In a significant move towards simplification, member states or regions that currently operate either a regionalised or a hybrid system of payments (and therefore already partly meet the aims of the reform) will be able to maintain their payment entitlements.

Much-needed certainty will be provided to member states that apply the single area payment scheme (Cyprus, Bulgaria, Romania, Hungary, Slovakia, Czech Republic, Poland, Lithuania, Latvia and Estonia) by a confirmation that their payment systems can continue until 2020. These countries may also decide to continue to grant transitional national aid to farmers and sectors which were eligible for it in 2013. In 2015, the amount available for farmers will correspond to 75% of the previous sector-specific budget and will be reduced by 5% each year until 2020, when the support scheme will be phased out.

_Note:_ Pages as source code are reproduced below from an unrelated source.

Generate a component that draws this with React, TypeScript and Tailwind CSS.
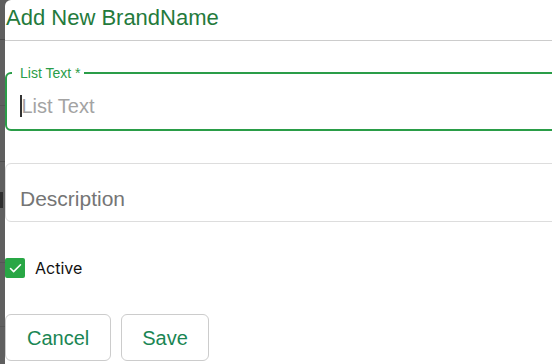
import { Check } from 'lucide-react';

export default function App() {
  return (
    <div className="flex h-[364px] w-[552px] overflow-hidden bg-[#5f5f5f]">
      {/* page behind the modal overlay */}
      <div className="flex w-[5px] shrink-0 flex-col">
        <div className="h-[40px] border-b border-[#4a4a4a]" />
        <div className="h-[66px] border-b border-[#555]" />
        <div className="h-[56px] border-b border-[#4e4e4e]" />
        <div className="mt-[30px] h-[16px] w-[3px] bg-[#2e2e2e]" />
        <div className="h-[55px] border-b border-[#555]" />
        <div className="h-[64px] border-b border-[#555]" />
      </div>

      <div className="w-[600px] shrink-0 rounded-tl-[6px] bg-white font-['Liberation_Sans',Arial,sans-serif]">
        <div className="h-[41px] border-b border-[#cccccc] pl-[1px] pt-[5px]">
          <h2 className="text-[22px] leading-[26px] text-[#247a3c]">Add New BrandName</h2>
        </div>

        <fieldset className="mt-[25px] h-[65px] rounded-[6px] border-2 border-[#2a9d48] px-[13px]">
          <legend className="ml-[-8px] px-[8px] pr-[4px] text-[14px] leading-[14px] text-[#2a9d48]">
            List Text *
          </legend>
          <div className="flex items-center pt-[15px]">
            <span className="h-[22px] w-[1.5px] bg-[#333]" />
            <span className="text-[20px] leading-[22px] text-[#a3a3a3]">List Text</span>
          </div>
        </fieldset>

        <div className="mt-[32px] h-[59px] rounded-[6px] border border-[#dddddd] pl-[14px] pt-[23px]">
          <span className="text-[21px] leading-[24px] text-[#757575]">Description</span>
        </div>

        <label className="mt-[36px] flex items-center gap-[10px]">
          <span className="flex h-[20px] w-[20px] items-center justify-center rounded-[2px] bg-[#28a745]">
            <Check size={15} strokeWidth={2.5} className="text-white" />
          </span>
          <span className="font-['Inter',sans-serif] text-[16px] leading-[20px] text-[#111]">Active</span>
        </label>

        <div className="mt-[36px] flex gap-[10px]">
          <button
            type="button"
            className="h-[47px] rounded-[6px] border border-[#cccccc] px-[21px] text-[20px] text-[#1a8654]"
          >
            Cancel
          </button>
          <button
            type="button"
            className="h-[47px] rounded-[6px] border border-[#cccccc] px-[20px] text-[20px] text-[#1a8654]"
          >
            Save
          </button>
        </div>
      </div>
    </div>
  );
}
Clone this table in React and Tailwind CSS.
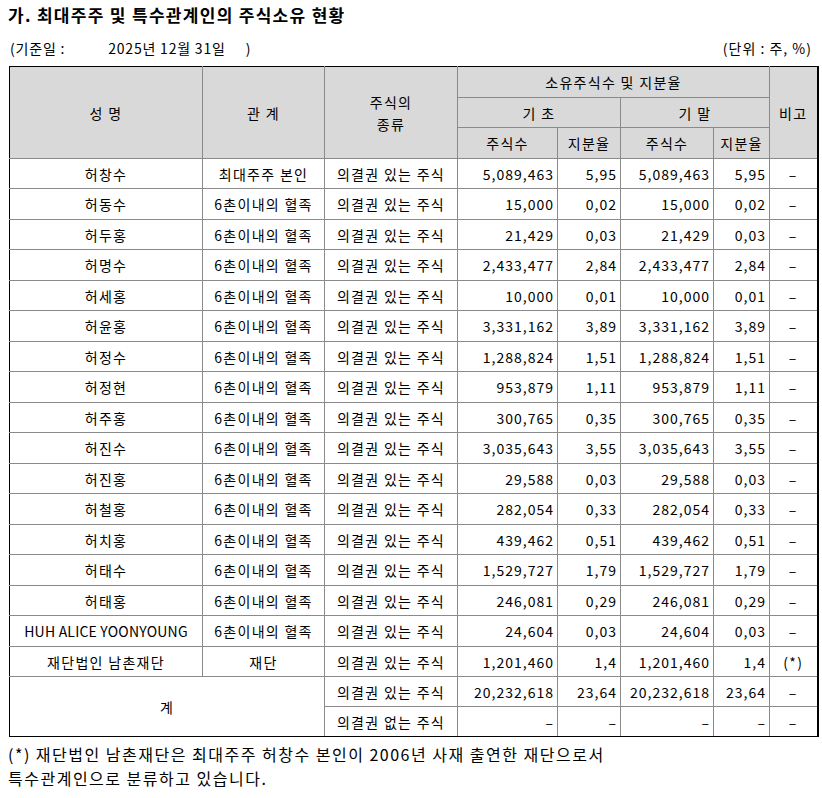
import React from "react";

const rows = [
  ["허창수", "최대주주 본인", "5,089,463", "5,95", "–"],
  ["허동수", "6촌이내의 혈족", "15,000", "0,02", "–"],
  ["허두홍", "6촌이내의 혈족", "21,429", "0,03", "–"],
  ["허명수", "6촌이내의 혈족", "2,433,477", "2,84", "–"],
  ["허세홍", "6촌이내의 혈족", "10,000", "0,01", "–"],
  ["허윤홍", "6촌이내의 혈족", "3,331,162", "3,89", "–"],
  ["허정수", "6촌이내의 혈족", "1,288,824", "1,51", "–"],
  ["허정현", "6촌이내의 혈족", "953,879", "1,11", "–"],
  ["허주홍", "6촌이내의 혈족", "300,765", "0,35", "–"],
  ["허진수", "6촌이내의 혈족", "3,035,643", "3,55", "–"],
  ["허진홍", "6촌이내의 혈족", "29,588", "0,03", "–"],
  ["허철홍", "6촌이내의 혈족", "282,054", "0,33", "–"],
  ["허치홍", "6촌이내의 혈족", "439,462", "0,51", "–"],
  ["허태수", "6촌이내의 혈족", "1,529,727", "1,79", "–"],
  ["허태홍", "6촌이내의 혈족", "246,081", "0,29", "–"],
  ["HUH ALICE YOONYOUNG", "6촌이내의 혈족", "24,604", "0,03", "–"],
  ["재단법인 남촌재단", "재단", "1,201,460", "1,4", "(*)"],
];

const font = { fontFamily: '"Noto Sans CJK KR", "Noto Sans", sans-serif' };
const b = "border border-[#8a8a8a]";
const th = `${b} bg-[#d9d9d9] font-normal text-center p-0`;
const td = `${b} p-0`;
const num = `${td} text-right pr-[3px] tracking-[1px]`;

export default function App() {
  return (
    <div className="w-[822px] h-[798px] bg-white text-black" style={font}>
      <div className="pl-[8px] pt-[3px] h-[30px] text-[17px] font-bold leading-[24px] tracking-[1.3px]">
        가. 최대주주 및 특수관계인의 주식소유 현황
      </div>
      <div className="flex justify-between items-center h-[36px] pl-[10px] pr-[10px] text-[14px] leading-[20px]">
        <div className="flex tracking-[0.8px]">
          <span>(기준일 :</span>
          <span className="ml-[43px]">2025년 12월 31일</span>
          <span className="ml-[20px]">)</span>
        </div>
        <div className="tracking-[1px]">(단위 : 주, %)</div>
      </div>
      <div className="pl-[9px]">
        <table className="border-collapse table-fixed w-[809px] text-[14px] leading-[18px] tracking-[1.3px] border-t border-l border-b border-r-2 border-black">
          <colgroup>
            <col className="w-[193px]" />
            <col className="w-[122px]" />
            <col className="w-[133px]" />
            <col className="w-[100px]" />
            <col className="w-[63px]" />
            <col className="w-[93px]" />
            <col className="w-[56px]" />
            <col className="w-[48px]" />
          </colgroup>
          <thead>
            <tr className="h-[31px]">
              <th rowSpan={3} className={`${th} border-t-black border-l-black`}>성 명</th>
              <th rowSpan={3} className={`${th} border-t-black`}>관 계</th>
              <th rowSpan={3} className={`${th} border-t-black`}>
                주식의
                <br />
                <span className="inline-block mt-[4px]">종류</span>
              </th>
              <th colSpan={4} className={`${th} border-t-black`}>소유주식수 및 지분율</th>
              <th rowSpan={3} className={`${th} border-t-black border-r-black`}>비고</th>
            </tr>
            <tr className="h-[30px]">
              <th colSpan={2} className={th}>기 초</th>
              <th colSpan={2} className={th}>기 말</th>
            </tr>
            <tr className="h-[31px]">
              <th className={th}>주식수</th>
              <th className={th}>지분율</th>
              <th className={th}>주식수</th>
              <th className={th}>지분율</th>
            </tr>
          </thead>
          <tbody>
            {rows.map((r, i) => (
              <tr key={i} className={i % 2 === 0 ? "h-[30px]" : "h-[31px]"}>
                <td className={`${td} text-center border-l-black ${/^[A-Z]/.test(r[0]) ? "tracking-[0.2px]" : ""}`}>{r[0]}</td>
                <td className={`${td} text-center`}>{r[1]}</td>
                <td className={`${td} text-center`}>의결권 있는 주식</td>
                <td className={num}>{r[2]}</td>
                <td className={num}>{r[3]}</td>
                <td className={num}>{r[2]}</td>
                <td className={num}>{r[3]}</td>
                <td className={`${td} text-center border-r-black`}>{r[4]}</td>
              </tr>
            ))}
            <tr className="h-[30px]">
              <td rowSpan={2} colSpan={2} className={`${td} text-center border-l-black border-b-black`}>계</td>
              <td className={`${td} text-center`}>의결권 있는 주식</td>
              <td className={num}>20,232,618</td>
              <td className={num}>23,64</td>
              <td className={num}>20,232,618</td>
              <td className={num}>23,64</td>
              <td className={`${td} text-center border-r-black`}>–</td>
            </tr>
            <tr className="h-[30px]">
              <td className={`${td} text-center border-b-black`}>의결권 없는 주식</td>
              <td className={`${num} border-b-black`}>–</td>
              <td className={`${num} border-b-black`}>–</td>
              <td className={`${num} border-b-black`}>–</td>
              <td className={`${num} border-b-black`}>–</td>
              <td className={`${td} text-center border-b-black border-r-black`}>–</td>
            </tr>
          </tbody>
        </table>
      </div>
      <div className="pl-[8px] pt-[5px] text-[16px] leading-[24px] tracking-[1.5px]">
        <div>(*) 재단법인 남촌재단은 최대주주 허창수 본인이 2006년 사재 출연한 재단으로서</div>
        <div>특수관계인으로 분류하고 있습니다.</div>
      </div>
    </div>
  );
}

Flexibility between pillars

Member states will be able to transfer up to 15% of their annual national ceilings for direct payments (Pillar 1) to support measures under the rural development programming (Pillar 2).

At the same time, member states will be able to make available up to 15%, or in case of countries where the level of direct support remains lower than 90% of EU average (Bulgaria, Estonia, Finland, Latvia, Lithuania, Poland, Portugal, Romania, Slovakia, Spain, Sweden and the UK), up to 25%, of funds originally intended for rural development programmes to the direct payments budget.